Preparing Data for Publication and Sharing
Metadata is simply the data describing the data. It provides information necessary to evaluate the quality of the data and to make use of it in future research activities. In an ideal world metadata would always be prepared in a machine-readable format. Some tools exist to assist with that process, but they may be associated with a particular metadata standard or type of data. If that is not an option, you can still document your data in simple metadata forms.
Create metadata that contains information about the project, study subject, and time period. This is the type of information that might be common to your overall research study. This information potentially describes the data package (dataset) you will publish even though this data package may consist of multiple items.
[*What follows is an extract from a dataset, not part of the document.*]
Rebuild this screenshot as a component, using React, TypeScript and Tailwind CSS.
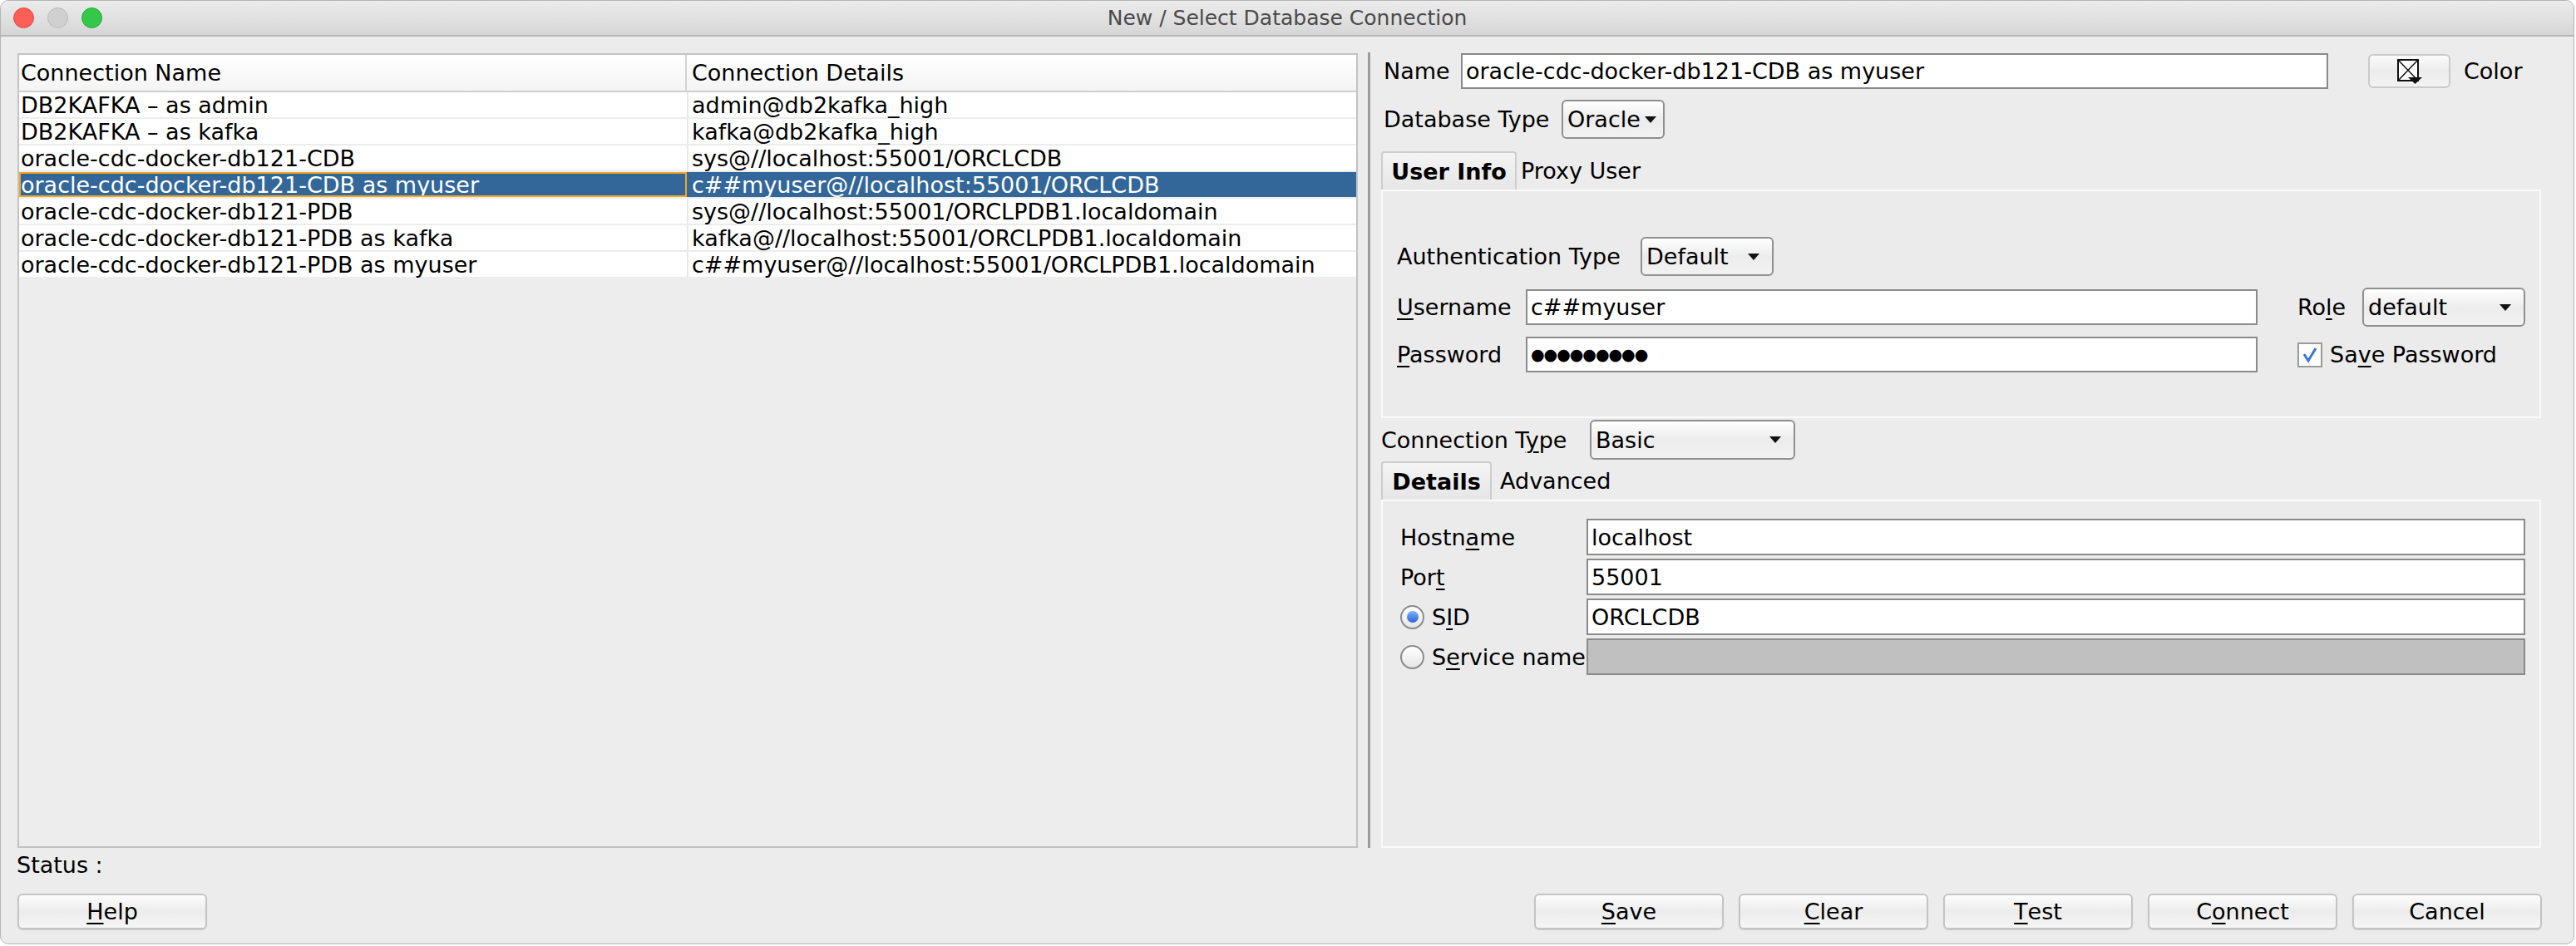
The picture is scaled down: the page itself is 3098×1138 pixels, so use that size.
import React from "react";

const ROWS = [
  ["DB2KAFKA – as admin", "admin@db2kafka_high"],
  ["DB2KAFKA – as kafka", "kafka@db2kafka_high"],
  ["oracle-cdc-docker-db121-CDB", "sys@//localhost:55001/ORCLCDB"],
  ["oracle-cdc-docker-db121-CDB as myuser", "c##myuser@//localhost:55001/ORCLCDB"],
  ["oracle-cdc-docker-db121-PDB", "sys@//localhost:55001/ORCLPDB1.localdomain"],
  ["oracle-cdc-docker-db121-PDB as kafka", "kafka@//localhost:55001/ORCLPDB1.localdomain"],
  ["oracle-cdc-docker-db121-PDB as myuser", "c##myuser@//localhost:55001/ORCLPDB1.localdomain"],
];
const SELECTED = 3;

// label with one underlined mnemonic letter
function Mn({ text, at }: { text: string; at: number }) {
  if (at < 0) return <>{text}</>;
  return (
    <>
      {text.slice(0, at)}
      <span className="underline underline-offset-[4px] decoration-2">{text[at]}</span>
      {text.slice(at + 1)}
    </>
  );
}

function Arrow() {
  return (
    <svg width="16" height="10" viewBox="0 0 16 10" className="shrink-0">
      <path d="M1 1 H15 L8 9 Z" fill="#111" />
    </svg>
  );
}

function Combo({ w, h, text, tight }: { w: string; h: string; text: string; tight?: boolean }) {
  return (
    <div
      className={`${w} ${h} flex items-center border-2 border-[#8f8f8f] rounded-[6px] bg-gradient-to-b from-white via-[#ececec] to-[#f2f2f2] pl-[5px] ${tight ? "gap-[4px]" : "justify-between pr-[14px]"}`}
    >
      <span>{text}</span>
      <Arrow />
    </div>
  );
}

function Field({ w, h = "h-[44px]", value, disabled, dots }: { w: string; h?: string; value?: string; disabled?: boolean; dots?: boolean }) {
  return (
    <div
      className={`${w} ${h} flex items-center border-2 border-[#8a8a8a] pl-[4px] ${disabled ? "bg-[#c0c0c0]" : "bg-white"} ${dots ? "text-[19px] tracking-[-1px]" : ""}`}
    >
      {value}
    </div>
  );
}

function Btn({ text, at }: { text: string; at: number }) {
  return (
    <button className="w-[228px] h-[43px] flex items-center justify-center border-2 border-[#c4c4c4] rounded-[6px] bg-gradient-to-b from-[#fdfdfd] via-[#ececec] to-[#f6f6f6] shadow-[0_1px_1px_rgba(0,0,0,0.15)]">
      <Mn text={text} at={at} />
    </button>
  );
}

function Radio({ on }: { on?: boolean }) {
  return (
    <div className="w-[29px] h-[29px] rounded-full border-2 border-[#8c8c8c] bg-gradient-to-b from-white to-[#e6e6e6] flex items-center justify-center shrink-0">
      {on && <div className="w-[14px] h-[14px] rounded-full bg-gradient-to-b from-[#7fb0ff] to-[#2a62d4]" />}
    </div>
  );
}

export default function App() {
  return (
    <div className="w-[3098px] h-[1138px] bg-white font-['DejaVu_Sans',sans-serif] text-[27px] leading-none text-black">
      <div className="w-[3096px] h-[1136px] bg-[#ececec] rounded-[10px] border border-[#b4b4b4] overflow-hidden flex flex-col">
        {/* title bar */}
        <div className="h-[43px] shrink-0 flex items-center border-b-2 border-[#b6b6b6] bg-gradient-to-b from-[#ececec] to-[#d6d6d6] relative">
          <div className="flex gap-[16px] pl-[15px]">
            <div className="w-[25px] h-[25px] rounded-full bg-[#fc5f57] border border-[#de4a42]" />
            <div className="w-[25px] h-[25px] rounded-full bg-[#d0d0d0] border border-[#b9b9b9]" />
            <div className="w-[25px] h-[25px] rounded-full bg-[#34c84a] border border-[#25a535]" />
          </div>
          <div className="flex-1 text-center text-[25px] text-[#4a4a4a] pr-[122px]">New / Select Database Connection</div>
        </div>

        {/* main */}
        <div className="h-[976px] shrink-0 flex">
          {/* connection table */}
          <div className="pl-[20px] pt-[20px]">
            <div className="w-[1612px] h-[956px] border-2 border-[#c3c3c3] bg-[#ededed] flex flex-col">
              <div className="h-[45px] flex border-b-2 border-[#cfcfcf] bg-gradient-to-b from-white to-[#f4f4f4]">
                <div className="w-[803px] border-r-2 border-[#d2d2d2] flex items-center pl-[2px]">Connection Name</div>
                <div className="flex-1 flex items-center pl-[6px]">Connection Details</div>
              </div>
              {ROWS.map(([n, d], i) => {
                const sel = i === SELECTED;
                return (
                  <div
                    key={n}
                    className={`h-[32px] flex border-b-2 ${sel ? "bg-[#33679a] text-white border-[#ececec]" : "bg-white border-[#ececec]"}`}
                  >
                    <div
                      className={`w-[803px] flex items-center pl-[2px] ${sel ? "outline-2 -outline-offset-2 outline-[#f5a623]" : ""}`}
                    >
                      {n}
                    </div>
                    <div className={`flex-1 flex items-center pl-[4px] border-l-2 ${sel ? "border-[#33679a]" : "border-[#e8e8e8]"}`}>
                      {d}
                    </div>
                  </div>
                );
              })}
            </div>
          </div>

          {/* splitter */}
          <div className="ml-[12px] mt-[19px] w-[3px] h-[957px] bg-[#9c9c9c]" />

          {/* connection properties */}
          <div className="pl-[16px] pt-[20px] flex flex-col">
            <div className="flex items-center h-[43px]">
              <span className="w-[93px]">Name</span>
              <Field w="w-[1043px]" h="h-[43px]" value="oracle-cdc-docker-db121-CDB as myuser" />
              <div className="ml-[48px] w-[99px] h-[41px] border-2 border-[#cacaca] rounded-[6px] bg-gradient-to-b from-[#fbfbfb] via-[#ebebeb] to-[#f3f3f3] flex items-center justify-center">
                <svg width="32" height="32" viewBox="0 0 32 32">
                  <rect x="2" y="2" width="24" height="25" fill="white" stroke="#111" strokeWidth="2" />
                  <path d="M3 3 L25 26 M25 3 L3 26" stroke="#111" strokeWidth="1.5" />
                  <path d="M14 23 H31 L22.5 31 Z" fill="#111" />
                </svg>
              </div>
              <span className="ml-[16px]">Color</span>
            </div>

            <div className="flex items-center mt-[13px] h-[47px]">
              <span className="w-[214px]">Database Type</span>
              <Combo w="w-[124px]" h="h-[47px]" text="Oracle" tight />
            </div>

            {/* user info tabs */}
            <div className="flex items-end mt-[15px] -ml-[3px]">
              <div className="w-[163px] h-[46px] border-2 border-b-0 border-[#cdcdcd] rounded-t-[4px] bg-gradient-to-b from-[#f4f4f4] to-[#e6e6e6] flex items-center justify-center font-bold">
                User Info
              </div>
              <div className="h-[46px] flex items-center pl-[5px]">Proxy User</div>
            </div>
            <div className="-ml-[3px] w-[1395px] h-[275px] border-2 border-[#fafafa] bg-[#ebebeb] pl-[17px] pt-[55px] flex flex-col">
              <div className="flex items-center h-[47px]">
                <span className="w-[293px]">Authentication Type</span>
                <Combo w="w-[160px]" h="h-[47px]" text="Default" />
              </div>
              <div className="flex items-center h-[47px] mt-[14px]">
                <span className="w-[155px]"><Mn text="Username" at={0} /></span>
                <Field w="w-[880px]" h="h-[43px]" value="c##myuser" />
                <span className="ml-[48px] w-[78px]"><Mn text="Role" at={2} /></span>
                <Combo w="w-[196px]" h="h-[47px]" text="default" />
              </div>
              <div className="flex items-center h-[43px] mt-[12px]">
                <span className="w-[155px]"><Mn text="Password" at={0} /></span>
                <Field w="w-[880px]" h="h-[43px]" value="●●●●●●●●●" dots />
                <div className="ml-[48px] w-[30px] h-[30px] border-2 border-[#9a9a9a] bg-white flex items-center justify-center">
                  <svg width="20" height="20" viewBox="0 0 20 20">
                    <path d="M3 9 L8 17 L17 2" fill="none" stroke="#3b73d6" strokeWidth="3" />
                  </svg>
                </div>
                <span className="ml-[9px]"><Mn text="Save Password" at={2} /></span>
              </div>
            </div>

            <div className="flex items-center mt-[2px] h-[48px] -ml-[3px]">
              <span className="w-[251px]"><Mn text="Connection Type" at={12} /></span>
              <Combo w="w-[247px]" h="h-[48px]" text="Basic" />
            </div>

            {/* details tabs */}
            <div className="flex items-end mt-[2px] -ml-[3px]">
              <div className="w-[133px] h-[46px] border-2 border-b-0 border-[#cdcdcd] rounded-t-[4px] bg-gradient-to-b from-[#f4f4f4] to-[#e6e6e6] flex items-center justify-center font-bold">
                Details
              </div>
              <div className="h-[46px] flex items-center pl-[10px]">Advanced</div>
            </div>
            <div className="-ml-[3px] w-[1395px] h-[419px] border-2 border-[#fafafa] bg-[#ebebeb] pl-[21px] pt-[21px] flex flex-col gap-[4px]">
              <div className="flex items-center h-[44px]">
                <span className="w-[224px]"><Mn text="Hostname" at={5} /></span>
                <Field w="w-[1129px]" value="localhost" />
              </div>
              <div className="flex items-center h-[44px]">
                <span className="w-[224px]"><Mn text="Port" at={3} /></span>
                <Field w="w-[1129px]" value="55001" />
              </div>
              <div className="flex items-center h-[44px]">
                <div className="w-[224px] flex items-center gap-[9px]">
                  <Radio on />
                  <span><Mn text="SID" at={1} /></span>
                </div>
                <Field w="w-[1129px]" value="ORCLCDB" />
              </div>
              <div className="flex items-center h-[44px]">
                <div className="w-[224px] flex items-center gap-[9px]">
                  <Radio />
                  <span className="whitespace-nowrap"><Mn text="Service name" at={1} /></span>
                </div>
                <Field w="w-[1129px]" disabled />
              </div>
            </div>
          </div>
        </div>

        {/* status + buttons */}
        <div className="h-[40px] shrink-0 flex items-center pl-[19px]">Status :</div>
        <div className="mt-[15px] flex items-center justify-between pl-[20px] pr-[38px]">
          <Btn text="Help" at={0} />
          <div className="flex gap-[18px]">
            <Btn text="Save" at={0} />
            <Btn text="Clear" at={0} />
            <Btn text="Test" at={0} />
            <Btn text="Connect" at={1} />
            <Btn text="Cancel" at={-1} />
          </div>
        </div>
      </div>
    </div>
  );
}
Each type of data below will have a unique set of metadata that provides the description of the fields contained in each.
By default, we recommend that tabular data are published in .csv format. Using this highly portable data format ensures that the data are accessible to users without the need for specific software environments. These types of data products include spreadsheets, databases, and machine outputs such as sensor data.
Metadata for tabular data is often another table or data dictionary that describes each field and any corresponding units for analysis.
Spatial data are normally published in proprietary format, the general standard being the shape and layer file formats used by ESRI products. These are readily imported into other GIS products such a QGIS.
ArcCatalog allows you to enter metadata for each layer in Federal Geographic Data Committee (FGDC) or ISO (recommended) format.
Imagery (whether camera or remotely sensed) can be published in one of the many common image file formats (i.e. .TIFF, .JPG, .PNG, or .IMG).
Each image file essentially contains tabular data with discreet values. The data table form can be used to describe this type of file.